Introduction of a new hardware guy

Hi folks!

We couldn’t be more proud to welcome such a predestined #1 hardware hacking victim, than VICTor is!
Before Brian and I gave a lecture on hardware hacking last week at DHBW Mosbach, we felt, that we needed a custom victim which is fully documented and provides a good “hackability” to the students.
Surely we could also have used some cheap $wifi_ap, but here’s the thing: Would you really want to use a device which you don’t really know? Mostly, there’s a massive lack of documentation regarding the SoCs used…not to mention the unavailability of schematics and layouts.
As we wanted to teach students the basics of hardware hacking effectively, we decided to create something by ourselves.

Introducing VICTor...


VICTor is a simple Arduino shield – thought to be compatible with UNO R3 and Leonardo. Thought to be – more on this later.
To get a cheap PCB we chose to solely use classical THT parts and nothing surface-mounted.VICTor Top View
The board is equipped with two EEPROMs (one SPI and one I²C), four N/O switches, three 3mm LEDs (green, yellow and red). Further a bunch of resistors, some capacitors and a resistor network – parts, which are needed for the other parts as pull-up, pull-down, series resistor or, in case of the caps, to stabilize Vcc-supply of the EEPROMs. There are also some pin headers connected next to the socket-mounted EEPROMs’ pins to easily interface with e.g. a logic analyzer.
As we wanted to have a board which is also expandable in the future, we gave VICTor the footprint of an ESP8266 connector and its necessary wiring. This means, that it’s easily possible to make VICTor and its Arduino WIFI-capable!

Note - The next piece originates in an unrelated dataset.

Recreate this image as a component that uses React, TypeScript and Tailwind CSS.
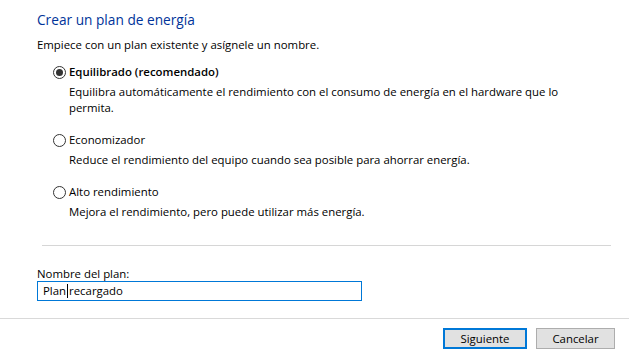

As mentioned above, we wanted to have the shield compatible with both, the Arduino UNO R3 and also the Leonardo boards (as we had lots of them laying around from a past TROOPERS). The compatibility was considered in schematics and layout – but in real life it sadly didn’t work. It’s not the first time we had problems with the Leonardo boards. In some workshops we already had the problem, that we suddenly couldn’t upload new sketches to them. First, this seemed to be only a problem on Windows boxes, but then we had more and more Linux machines that wouldn’t flash anymore. The only thing which sometimes helped, was burning a new bootloader on the Leonardo – until it got bricked again after several times of uploading new sketches.
Using VICTor on a Leonardo caused some electrical problems. So, e.g. LEDs lit or flickered, when they don’t were intended to do so. Also the switches couldn’t be read.
Maybe we’ll spend some time to find the underlying cause soon.

Some words on “why we chose to use Arduino”: It’s on the dice that most “tekkies” have already heard of the Arduino project or even have worked with it. We think the project is worth being supported – it’s open source, open hardware and has a broad community with tons of different projects. It’s also easy-to-use for beginners in electronics and programming. Most of the things you want to do or want to interface with, already have functions or libraries you could make use of in your own project.
A plus for us: We didn’t have to create our own microcontroller platform, which would have taken much more time to develop and maybe also to debug.

And last but not least: A million thanks to our Olli G. for supporting us and the rest of the team during the past week!